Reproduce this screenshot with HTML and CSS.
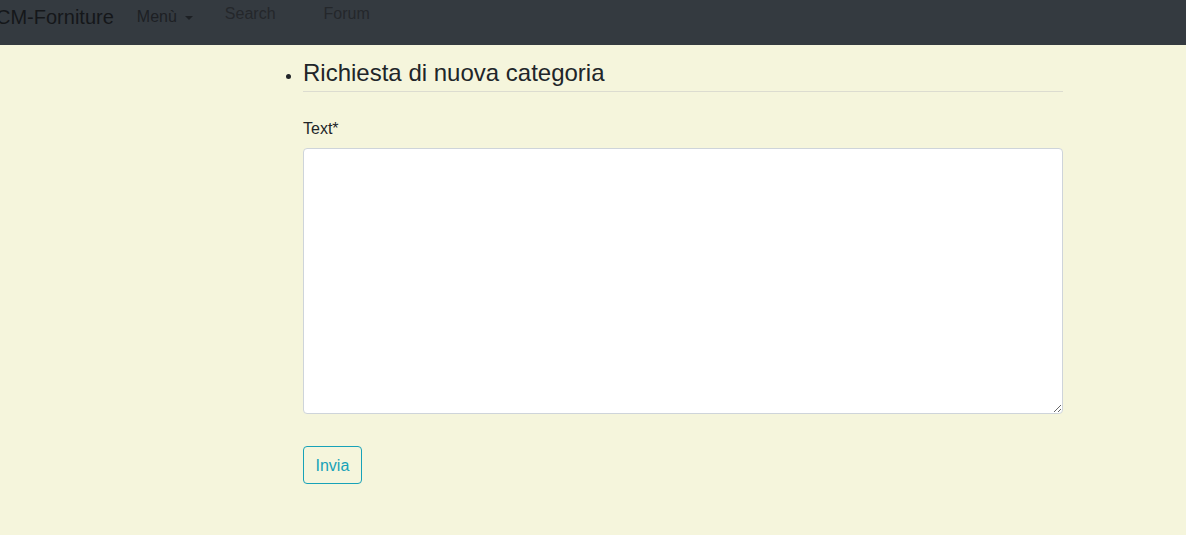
● ● ● ●
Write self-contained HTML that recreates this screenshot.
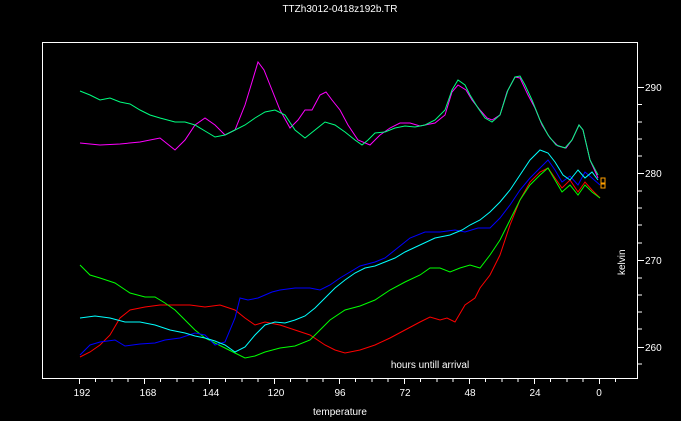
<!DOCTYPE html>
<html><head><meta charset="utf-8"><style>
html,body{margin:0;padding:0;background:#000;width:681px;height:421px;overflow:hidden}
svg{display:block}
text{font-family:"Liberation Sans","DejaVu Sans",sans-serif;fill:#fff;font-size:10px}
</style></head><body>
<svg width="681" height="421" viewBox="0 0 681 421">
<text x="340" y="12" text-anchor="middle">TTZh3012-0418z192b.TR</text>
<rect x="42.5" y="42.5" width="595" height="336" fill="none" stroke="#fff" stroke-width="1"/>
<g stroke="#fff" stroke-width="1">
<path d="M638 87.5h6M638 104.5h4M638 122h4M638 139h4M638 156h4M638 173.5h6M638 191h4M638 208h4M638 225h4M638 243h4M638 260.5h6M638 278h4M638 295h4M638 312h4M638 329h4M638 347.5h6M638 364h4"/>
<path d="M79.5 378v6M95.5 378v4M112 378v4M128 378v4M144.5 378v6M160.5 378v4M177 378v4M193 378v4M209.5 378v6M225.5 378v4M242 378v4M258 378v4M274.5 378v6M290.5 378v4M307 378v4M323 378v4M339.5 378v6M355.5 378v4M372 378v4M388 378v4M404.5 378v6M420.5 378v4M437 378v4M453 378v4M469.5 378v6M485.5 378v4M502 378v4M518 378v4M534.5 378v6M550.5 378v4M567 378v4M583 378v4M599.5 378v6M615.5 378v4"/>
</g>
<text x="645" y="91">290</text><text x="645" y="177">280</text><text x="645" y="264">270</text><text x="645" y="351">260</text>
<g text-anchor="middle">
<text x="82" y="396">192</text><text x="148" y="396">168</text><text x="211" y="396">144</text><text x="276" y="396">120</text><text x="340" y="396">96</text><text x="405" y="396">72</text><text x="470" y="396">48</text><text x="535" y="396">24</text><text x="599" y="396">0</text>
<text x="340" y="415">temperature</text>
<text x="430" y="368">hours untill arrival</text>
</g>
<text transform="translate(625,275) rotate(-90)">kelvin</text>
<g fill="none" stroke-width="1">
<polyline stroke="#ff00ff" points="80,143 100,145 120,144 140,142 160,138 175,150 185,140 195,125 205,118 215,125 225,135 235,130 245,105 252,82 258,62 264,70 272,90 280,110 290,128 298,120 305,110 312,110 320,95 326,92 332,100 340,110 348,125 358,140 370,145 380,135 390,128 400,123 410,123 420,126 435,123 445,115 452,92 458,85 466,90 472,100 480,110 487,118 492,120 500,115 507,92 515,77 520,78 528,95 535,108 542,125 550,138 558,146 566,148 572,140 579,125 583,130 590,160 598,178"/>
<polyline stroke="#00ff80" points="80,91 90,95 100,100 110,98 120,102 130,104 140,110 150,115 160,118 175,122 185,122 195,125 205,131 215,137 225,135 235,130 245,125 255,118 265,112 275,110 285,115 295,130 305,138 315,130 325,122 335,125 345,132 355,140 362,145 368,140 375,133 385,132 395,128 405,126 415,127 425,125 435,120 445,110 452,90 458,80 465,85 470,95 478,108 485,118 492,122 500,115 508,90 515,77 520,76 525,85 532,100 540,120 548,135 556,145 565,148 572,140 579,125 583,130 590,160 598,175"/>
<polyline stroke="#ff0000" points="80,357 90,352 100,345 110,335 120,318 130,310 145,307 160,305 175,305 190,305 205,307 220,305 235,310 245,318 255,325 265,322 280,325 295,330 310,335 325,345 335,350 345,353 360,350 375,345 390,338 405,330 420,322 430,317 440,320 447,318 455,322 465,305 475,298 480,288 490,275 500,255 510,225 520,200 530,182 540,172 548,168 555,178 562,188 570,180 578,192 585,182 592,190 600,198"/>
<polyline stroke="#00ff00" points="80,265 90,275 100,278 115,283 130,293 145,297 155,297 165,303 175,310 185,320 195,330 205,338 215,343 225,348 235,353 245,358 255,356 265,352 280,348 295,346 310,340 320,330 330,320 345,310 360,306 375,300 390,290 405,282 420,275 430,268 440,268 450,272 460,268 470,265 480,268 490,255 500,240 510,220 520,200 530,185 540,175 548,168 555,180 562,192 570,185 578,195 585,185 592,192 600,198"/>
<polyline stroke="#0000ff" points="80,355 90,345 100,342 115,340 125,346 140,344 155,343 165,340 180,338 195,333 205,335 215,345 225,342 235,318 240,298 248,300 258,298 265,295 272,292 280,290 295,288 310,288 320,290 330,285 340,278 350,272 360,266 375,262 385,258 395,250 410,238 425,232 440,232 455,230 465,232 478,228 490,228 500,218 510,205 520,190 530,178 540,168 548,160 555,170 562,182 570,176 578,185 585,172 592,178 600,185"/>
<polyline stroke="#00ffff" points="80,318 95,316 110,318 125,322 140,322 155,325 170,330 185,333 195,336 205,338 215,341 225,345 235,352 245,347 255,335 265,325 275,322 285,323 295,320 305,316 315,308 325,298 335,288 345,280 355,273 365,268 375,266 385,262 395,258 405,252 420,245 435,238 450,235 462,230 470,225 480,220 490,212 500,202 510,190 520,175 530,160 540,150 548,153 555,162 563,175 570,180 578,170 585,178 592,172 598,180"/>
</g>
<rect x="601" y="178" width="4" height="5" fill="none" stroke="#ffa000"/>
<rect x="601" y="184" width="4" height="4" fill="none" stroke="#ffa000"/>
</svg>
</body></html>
● ● ● ●
Problem details
Check the data for the word "screenshot" and pull out the lines that have it.

Written answer
Reproduce this screenshot with HTML and CSS.
Write self-contained HTML that recreates this screenshot.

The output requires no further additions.